New Zealand shares joined a global selloff as investor sentiment soured amid warnings that easing lockdowns could cause a second wave of Covid-19 infections.
The S&P/NZX 50 Index slipped 30.64 points, or 0.3 per cent, to 10,788.03. Within the index, 31 stocks fell and 19 rose. Turnover was $236.2 million.
Stock markets across Asia followed Wall Street lower after US infectious disease expert Anthony Fauci warned premature lifting of lockdowns could trigger new outbreaks of the deadly coronavirus, claiming more lives and further damaging economies, many of which have started to reopen.
New Zealand's benchmark index fell as much as 1.3 per cent during the day, before regaining some ground as US futures began to turn upwards.
"Our market started off weaker, but we've actually picked up some momentum," said Peter McIntyre, an investment adviser at Craigs Investment Partners.
"In the early stages today, US futures were in negative territory but have strengthened throughout the course of the day."
SkyCity Entertainment Group led the market lower, falling 5.5 per cent to $2.41, giving up the gains it made after the announcement New Zealand would move to alert level 2.
Fuel retailer Z Energy dropped 4.4 per cent to $3.04 after it released weekly fuel volume data showing demand still down 42 per cent compared to pre-lockdown levels. Refining NZ fell 4.6 per cent to 83 cents.
The uncertain economic outlook drove investors away from Fletcher Building, which fell 4.5 per cent to $3.20, ahead of a budget announcement that may include new infrastructure projects.
"Investors are looking for something in the budget for Fletcher, but the government has already made pledges on infrastructure so it's a question of whether there will be anything new," McIntyre said.
The day's 'risk-off mood' saw some companies give up recent gains. Tourism Holdings fell 3.6 per cent to $1.62, Kathmandu Holdings slipped 2.9 per cent to 99 cents and Sky Network Television decreased 2.7 per cent to 36 cents.
The NZX50 was buoyed by the Reserve Bank's decision to buy up $60 billion in government bonds, doubling its quantitative easing programme.
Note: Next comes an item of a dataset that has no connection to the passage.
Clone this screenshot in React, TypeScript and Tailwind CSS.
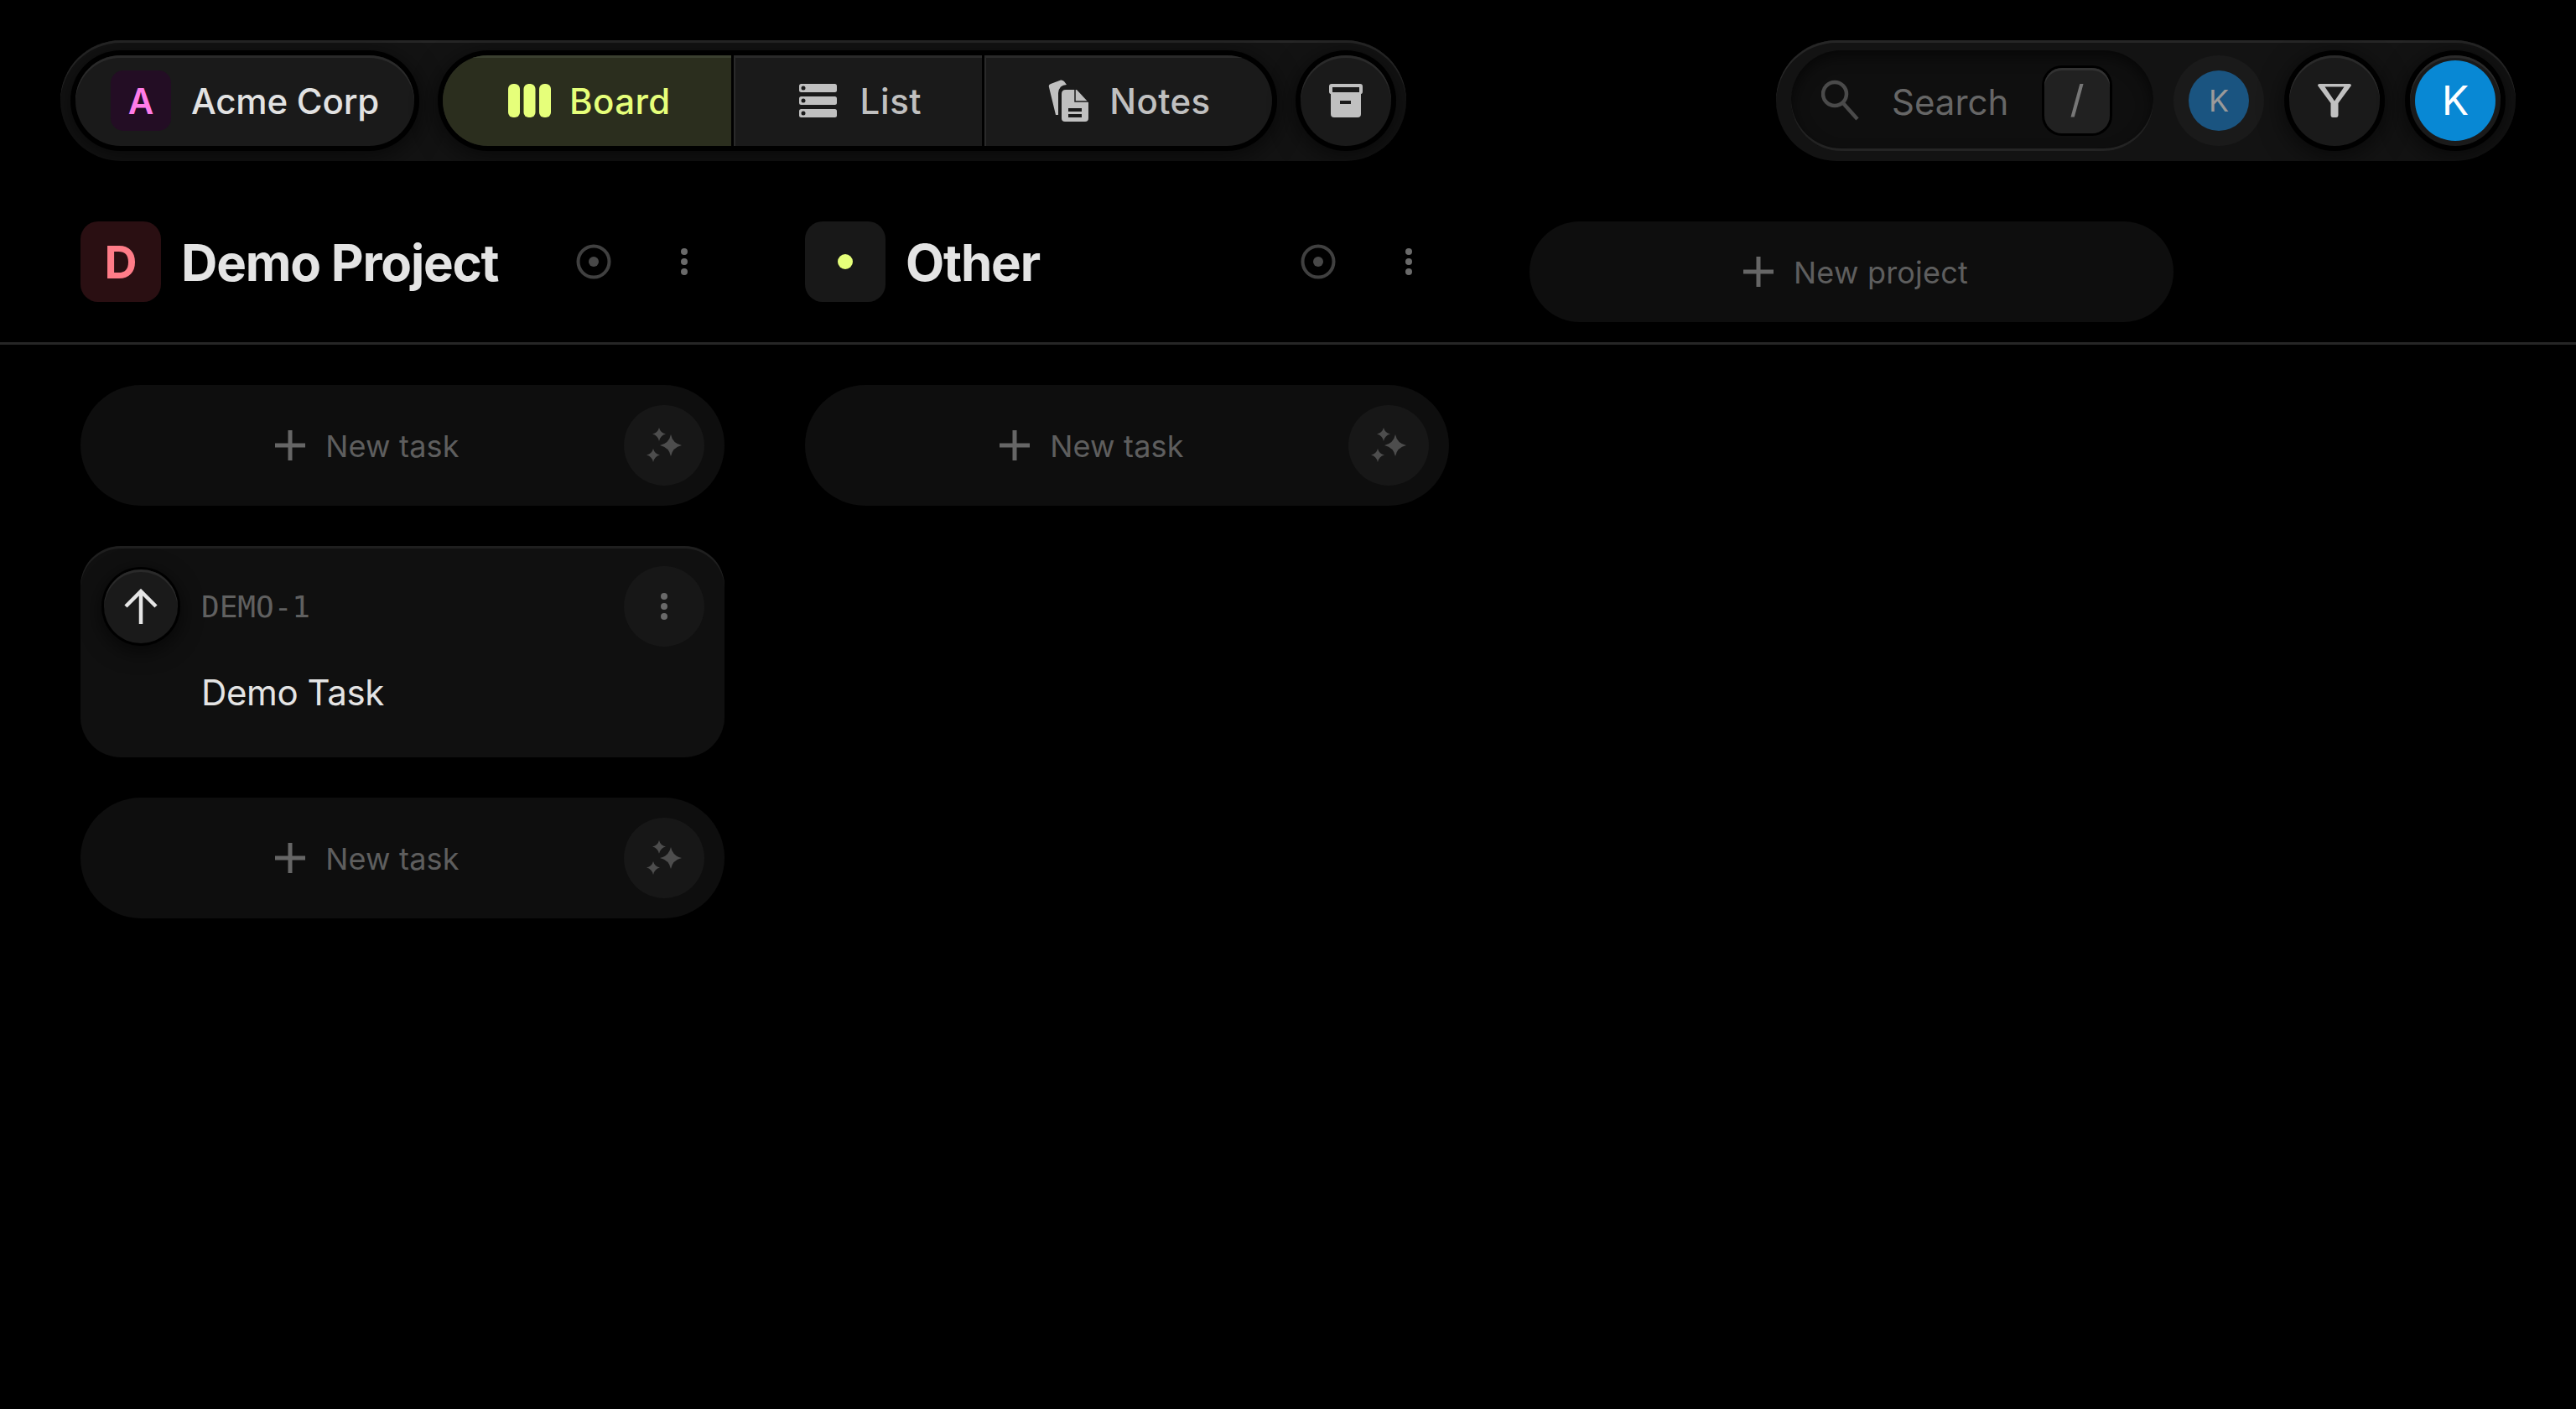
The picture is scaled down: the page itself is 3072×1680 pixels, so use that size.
const raised = "flex items-center justify-center rounded-full bg-[#1a1a1a] shadow-[0_0_0_6px_#000,inset_0_3px_0_#2a2a2a,0_6px_30px_6px_#00000099]";

const BoardIcon = () => (
  <svg width="51" height="40" viewBox="0 0 51 40" fill="#e6ff7a">
    <rect x="0" width="14" height="40" rx="6" />
    <rect x="18.5" width="14" height="40" rx="6" />
    <rect x="37" width="14" height="40" rx="6" />
  </svg>
);

const ListIcon = () => (
  <svg width="45" height="40" viewBox="0 0 45 40">
    {[0, 15, 30].map((y) => (
      <g key={y}>
        <rect y={y} width="45" height="10" rx="2.5" fill="#c0c0c0" />
        <circle cx="5" cy={y + 5} r="2.5" fill="#1a1a1a" />
      </g>
    ))}
  </svg>
);

const NotesIcon = () => (
  <svg width="50" height="52" viewBox="0 0 50 52" fill="#c0c0c0">
    <path d="M2 10Q1 7 4 6L16 1.5Q18 1 20 3L23 7Q14 7 13 17L13 43L10 43Z" />
    <path d="M17 18Q17 13 22 13L35 13L49 28L49 47Q49 51 45 51L21 51Q17 51 17 47Z" />
    <path d="M33 13V27H49" fill="none" stroke="#1a1a1a" strokeWidth="1.5" />
    <rect x="25" y="35" width="16" height="4" fill="#1a1a1a" />
    <rect x="25" y="42" width="16" height="4" fill="#1a1a1a" />
  </svg>
);

const ArchiveIcon = () => (
  <svg width="40" height="40" viewBox="0 0 40 40" fill="#c0c0c0">
    <path fillRule="evenodd" d="M3 0H37Q40 0 40 3V9Q40 12 38 12V36Q38 40 34 40H6Q2 40 2 36V12Q0 12 0 9V3Q0 0 3 0ZM4 4V10H36V4ZM13 20V24H26V20Z" />
  </svg>
);

const SearchIcon = () => (
  <svg width="48" height="50" viewBox="0 0 48 50" fill="none" stroke="#4a4a4a" strokeWidth="4.500">
    <circle cx="16" cy="17" r="14" />
    <path d="M26 28L43 47" />
  </svg>
);

const FilterIcon = () => (
  <svg width="40" height="40" viewBox="0 0 40 40" fill="#c0c0c0">
    <path fillRule="evenodd" d="M2 0H38Q40 0 40 2L24.500 23V37Q24.500 40 22 40H18Q15.500 40 15.500 37V23L0 2Q0 0 2 0ZM8.500 3.500L20 20.500L31.500 3.500Z" />
  </svg>
);

const PlusIcon = () => (
  <svg width="36" height="36" viewBox="0 0 36 36" fill="none" stroke="#666666" strokeWidth="5">
    <path d="M18 0V36M0 18H36" />
  </svg>
);

const SparkleIcon = () => (
  <svg width="42" height="42" viewBox="0 0 42 42" fill="#4d4d4d">
    <path d="M29 8Q31 18.500 42 21Q31 23.500 29 34Q27 23.500 16 21Q27 18.500 29 8Z" />
    <path d="M15 0Q16.500 6 23 7.500Q16.500 9 15 16Q13.500 9 7 7.500Q13.500 6 15 0Z" />
    <path d="M8 25Q9.500 31 16 32.500Q9.500 34 8 41Q6.500 34 0 32.500Q6.500 31 8 25Z" />
  </svg>
);

const TargetIcon = () => (
  <svg width="42" height="42" viewBox="0 0 42 42">
    <circle cx="21" cy="21" r="18.5" fill="none" stroke="#404040" strokeWidth="4" />
    <circle cx="21" cy="21" r="6" fill="#484848" />
  </svg>
);

const DotsIcon = () => (
  <svg width="12" height="32" viewBox="0 0 12 32" fill="#6a6a6a">
    <circle cx="6" cy="4" r="4" />
    <circle cx="6" cy="16" r="4" />
    <circle cx="6" cy="28" r="4" />
  </svg>
);

const ArrowUpIcon = () => (
  <svg width="40" height="42" viewBox="0 0 40 42" fill="none" stroke="#e6e6e6" strokeWidth="4.500">
    <path d="M20 42V3M2 21L20 3L38 21" />
  </svg>
);

const ColumnHeader = ({ name, badge }: { name: string; badge: React.ReactNode }) => (
  <div className="flex w-[768px] h-[96px] items-center">
    {badge}
    <span className="ml-[24px] pt-[2px] text-[60px] font-bold tracking-[-1.2px] text-[#e4e4e4]">{name}</span>
    <button className="ml-auto flex size-[96px] items-center justify-center">
      <TargetIcon />
    </button>
    <button className="ml-[12px] flex size-[96px] items-center justify-center">
      <DotsIcon />
    </button>
  </div>
);

const NewTask = () => (
  <div className="relative flex h-[144px] w-[768px] items-center justify-center rounded-full bg-[#0e0e0e] pr-[84px]">
    <PlusIcon />
    <span className="ml-[24px] pt-[2px] text-[36px] tracking-[0.2px] text-[#5e5e5e]">New task</span>
    <button className="absolute right-[24px] flex size-[96px] items-center justify-center rounded-full bg-[#171717]">
      <SparkleIcon />
    </button>
  </div>
);

export default function App() {
  return (
    <div className="h-[1680px] w-full overflow-hidden bg-black font-[family-name:Inter,sans-serif]">
      <header className="flex justify-between pl-[72px] pr-[72px] pt-[48px]">
        <div className="flex h-[144px] items-center gap-[34px] rounded-full bg-[#131313] px-[18px] shadow-[inset_0_3px_0_#262626]">
          <button className={`${raised} h-[108px] gap-[24px] px-[42px]`}>
            <span className="flex size-[72px] items-center justify-center rounded-[15px] bg-[#230d24] text-[42px] font-semibold text-[#ff7ce8]">A</span>
            <span className="text-[42px] font-medium tracking-[-0.2px] text-[#e2e2e2]">Acme Corp</span>
          </button>
          <div className="flex h-[108px] overflow-hidden rounded-full bg-[#1a1a1a] shadow-[0_0_0_6px_#000,0_6px_30px_6px_#00000099]">
            <button className="flex items-center gap-[22px] bg-[#2b2e1e] pl-[78px] pr-[72px] shadow-[inset_0_3px_0_#3b4030]">
              <BoardIcon />
              <span className="text-[42px] font-medium tracking-[0.4px] text-[#e6ff7a]">Board</span>
            </button>
            <div className="w-[3px] bg-[#000]" />
            <button className="flex items-center gap-[28px] border-l-[2px] border-[#2a2a2a] pl-[76px] pr-[72px] shadow-[inset_0_3px_0_#2a2a2a]">
              <ListIcon />
              <span className="text-[42px] font-medium tracking-[0.6px] text-[#c0c0c0]">List</span>
            </button>
            <div className="w-[3px] bg-[#000]" />
            <button className="flex items-center gap-[24px] border-l-[2px] border-[#2a2a2a] px-[73px] shadow-[inset_0_3px_0_#2a2a2a]">
              <NotesIcon />
              <span className="text-[42px] font-medium tracking-[0.4px] text-[#c0c0c0]">Notes</span>
            </button>
          </div>
          <button className={`${raised} size-[108px]`}>
            <ArchiveIcon />
          </button>
        </div>

        <div className="flex h-[144px] items-center rounded-full bg-[#131313] px-[18px] shadow-[inset_0_3px_0_#262626]">
          <div className="flex h-[120px] w-[432px] items-center rounded-full bg-[#0f0f0f] pl-[36px] shadow-[inset_0_6px_18px_#00000099,inset_0_-3px_0_#2a2a2a]">
            <SearchIcon />
            <span className="ml-[36px] pt-[2px] text-[42px] text-[#666666]">Search</span>
            <span className="ml-auto mr-[52px] flex h-[78px] w-[78px] items-center justify-center rounded-[21px] bg-[#212121] font-[family-name:'Liberation_Sans',sans-serif] text-[54px] text-[#777777] shadow-[0_0_0_3px_#000,inset_0_3px_0_#323232]">/</span>
          </div>
          <div className="ml-[24px] flex size-[108px] items-center justify-center rounded-full bg-[#1a1a1a]">
            <span className="flex size-[72px] items-center justify-center rounded-full bg-[#1a5480] text-[36px] text-[#9a9a9a]">K</span>
          </div>
          <button className={`${raised} ml-[30px] size-[108px]`}>
            <FilterIcon />
          </button>
          <button className={`${raised} ml-[36px] size-[108px]`}>
            <span className="flex size-[96px] items-center justify-center rounded-full bg-[#0888d4] text-[48px] text-white">K</span>
          </button>
        </div>
      </header>

      <section className="mt-[72px] flex h-[147px] gap-[96px] border-b-[3px] border-[#262626] pl-[96px]">
        <ColumnHeader
          name="Demo Project"
          badge={<span className="flex size-[96px] items-center justify-center rounded-[21px] bg-[#2a0f12] text-[54px] font-bold text-[#ff7c88]">D</span>}
        />
        <ColumnHeader
          name="Other"
          badge={
            <span className="flex size-[96px] items-center justify-center rounded-[21px] bg-[#181818]">
              <span className="size-[18px] rounded-full bg-[#e6ff7a]" />
            </span>
          }
        />
        <div className="flex h-[120px] w-[768px] items-center justify-center gap-[24px] rounded-full bg-[#0e0e0e] pl-[10px]">
          <PlusIcon />
          <span className="pt-[2px] text-[36px] tracking-[0.2px] text-[#5e5e5e]">New project</span>
        </div>
      </section>

      <main className="flex gap-[96px] pl-[96px] pt-[48px]">
        <div className="flex w-[768px] flex-col gap-[48px]">
          <NewTask />
          <div className="h-[252px] rounded-[48px] bg-[#101010] p-[24px] pb-0 shadow-[inset_0_3px_0_#1f1f1f]">
            <div className="flex h-[96px] items-center">
              <button className="ml-[4px] flex size-[88px] items-center justify-center rounded-full bg-[#1a1a1a] shadow-[0_0_0_3px_#000,inset_0_3px_0_#2a2a2a,0_6px_24px_4px_#00000099]">
                <ArrowUpIcon />
              </button>
              <span className="ml-[28px] pt-[2px] font-[family-name:'DejaVu_Sans_Mono',monospace] text-[36px] text-[#606060]">DEMO-1</span>
              <button className="ml-auto flex size-[96px] items-center justify-center rounded-full bg-[#171717]">
                <DotsIcon />
              </button>
            </div>
            <div className="flex h-[108px] items-center pl-[120px]">
              <span className="text-[42px] tracking-[-0.4px] text-[#e4e4e4]">Demo Task</span>
            </div>
          </div>
          <NewTask />
        </div>
        <div className="w-[768px]">
          <NewTask />
        </div>
      </main>
    </div>
  );
}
It kept the official cash rate at 0.25 per cent, but said it was prepared to use more tools if and when necessary.
That pushed the New Zealand dollar lower offering a boost to the NZX's two biggest stocks, Fisher & Paykel Healthcare and A2 Milk. Both companies sell products in international markets and benefit from a weaker currency.
Fisher & Paykel Healthcare rose 3.3 per cent to $31.00 and A2 Milk increased 1.3 per cent to $19.55. Fonterra Shareholders' Fund units advanced 2.6 per cent to $3.50.
Stock market operator NZX posted the day's biggest gain, up 3.9 per cent at $1.35.
The dual-listed lenders were stronger, with Westpac Banking Corp up 1.3 per cent at $16.39 and Australia & New Zealand Banking Group advancing 0.4 per cent to $16.58. ASX-listed rival Commonwealth Bank of Australia today provided A$1.5b ($1.6b) against potential losses from the Covid-19 crisis, and sold a controlling stake in its Colonial First State funds management arm.
"The banks have been through the global financial crisis and their financial position is so much stronger than it was last time. They have spent a whole decade building up capital, so they are in good shape to withstand the shock from Covid," McIntyre said.
Outside the benchmark index, NZME fell 5.7 per cent to 25 cents. The media group released its notice of meeting yesterday, which showed a shareholder resolution seeking to break up the company.